What color is it? What is the nature of that color? What does that color say about the object? What does the color pallete of the image say? Are there complimentary, or other such color rules, at play?

Saturation

Saturation refers the percieved color intensity of any color or object. How ‘colorful’ is it, basically? Read more on saturation.

Size

How big is the object compared to other objects? How much space does it take up in the frame?

Position

Where (in the 2D image plane) is the object? Is it on one of the third lines?

Where (in space) is the object? Is it near other objects? Far from them?

Silhouette

What is the outline of the object? Is it a blob, or defined? Does it overlap with other objects in the scene

Focus

Is the object in focus? Is all of the object in focus?

Motion Blur

Does the object have motion blur, or is it on a background that has motion blur?

Implied Motion

Does the object look like it should be moving, like a car with blurry wheels, or a person running.

Headroom

If it does have motion blur or implied motion, does the object have space to move in the image, or is it against the edge of the frame?

Does the object have spacing around it, is it “comfortable” where it is, or does the position feel unnatural, like a person’s face up against the far side of a photo.

Facing Direction/Looking Direction

Is the object “open”, towards the camera, or “closed”, away. Is the object towards the edge of the frame or towards the middle/accross the frame.

If there are eyes, are they looking at camera, behind camera, or to the side? Is the head facing the same direction the eyes are? Is the chest (the collarbone) facing the same direction as the eyes and/or head?

Distance From Camera

How far is the object from the camera? Was the photographer fery far away, or very close? Is the object the closest thing?

Can the photographer get closer? Could they go further away?

Perspective Distortion

Does the size of the object relative to other objects in the scene match with our expectations of reality, or have things become amplified? Are flat objects still flat?

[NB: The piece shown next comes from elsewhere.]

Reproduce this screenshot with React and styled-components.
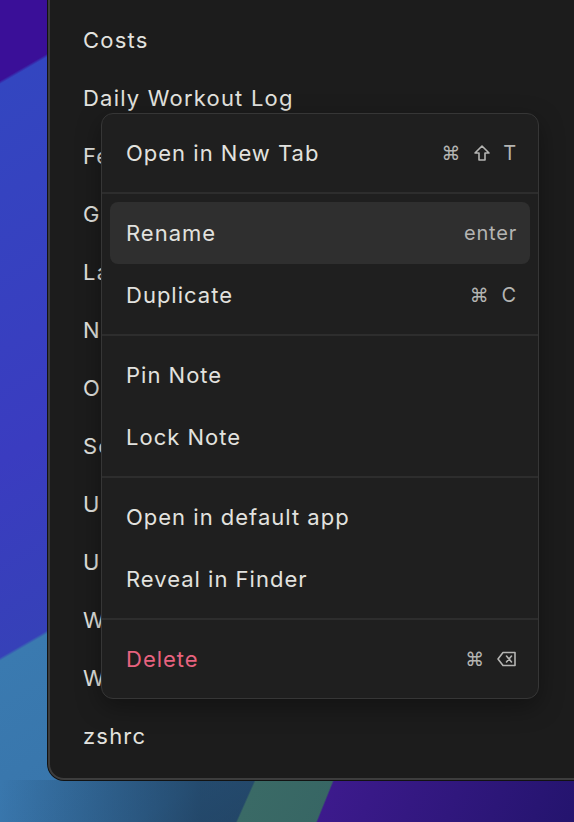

If this object is one of a series of similar objects, like columns on a building, how much different in size is this object than the others?

Framing

Does the object have a natural, unnatural, or implied frame around it.

A natural frame like a window, looking through railing poles, or curved tree branches; where an object would be surrounded in a sight that may be expected “naturally”.

An unnatural frame where something has been constructed, placed, or held up to the camera.

An implied frame where there is no literal frame, just a use of shadows and other compositional elements to ‘surround’ the subject.

Completeness

Is all of the subject visible? Is any part not visible implied in existence, like the top of a head. For the parts not visible, is it uncertain what is out of frame? like just how far down an iceburg goes, or how large a crowd is in an image of a close-up of a few people marching.

If somebody is reacting from something, is that something visible?

If a baseball pitcher throws a ball, do we see the ball, or just the pitcher’s posture?

It’s All Relative

I skipped many of the hypothetical questions because they are all the same:
Is this the most [blank] thing in the image? Is is the brightest? The darkest? The only thing in focus? Is it the closest thing to the camera? The furthest? Does it break a pattern? These questions one can ask themselves about almost everything on this list when considering why an image does or does not work, and what to do about it.

Rule Of Thirds

The rule of thirds is perhaps the most fundamental rule of image making there is.

First, let’s look at some examples of photos that use the rule of thirds. Check out the following site (occasionally updated by yours truly) for a whole pile of example photos that follow this compositional guideline.

Rule Of Thirds With Bird Dot Tumblr Dot Com

What Is The Rule Of Thirds?

Fold a piece of paper into thirds. Do it again the other way. You know have a tic-tac-toe board of sorts, on the image. The lines and intersectiosn made by the creases, those are the third lines.

When humans look at rectangles, we tend to look at these points and lines first. We also tend to observe things that fall on these lines more than things that don’t.

This image (shot on an Olympus OM-1) puts the ladder on the left third line.

How To Use The Rule Of Thirds

Thus, when we are trying to figure out where in the frame to put something, the simple rule is this: Put it on the third. On an intersection or line.

Landscape? Don’t put the horizon line in the center, this is uncomfortable. Move it to the top or botton third line!

This image puts the horizon line, blurry as it is, on the bottom third. The subject is, of course, on the left; and their face on the top-left intersection.

Taking a close up photo of a face? Too big to put it on a third? Put the eyes on the top third. Done, now worry about something else, like the expression or the lighting.

The Rule Of Thirds is Everywhere

This rule is considered by many to be the most fundamental guideline (concrete, actionable guideline) when taking a photos. When you crop a photo in most software, thirds lines appear to help you decide. Most cameras allow you to put third lines over your viewfinder/preview to see while taking pictures.

In this photo, the subjets are on the bottom-right third line, the road on the bottom line, and the building horizon is about the top third line. I didn’t think about any of this when I took this photo, I just saw the evening light providing a rim light around my friends, a nice scene of a city; I dropped back a few steps, pulled my Olympus XA out of my pocket, and snapped the photo.

Break This Rule

Of course, with such a fundamental rule, it will get broken. All the time. I encourage you to break it! Break it on purpose, as an exercise in understanding other compositional elements, as they must be present to “take over” from this rule, which can largely be a starting point.

The easiest example is scenes with symmetry, or stronger compositional elements that matter more – like leading lines, or the photographer’s physical restrictions (I couldn’t go there, or get close enough, etc).

In this photo, the leading lines mattered more.

The second reason to break it is, by breaking it, you can draw a lot of attention to the object that “doesn’t fit”. Big pictures of walls with a subject in the corner, for example.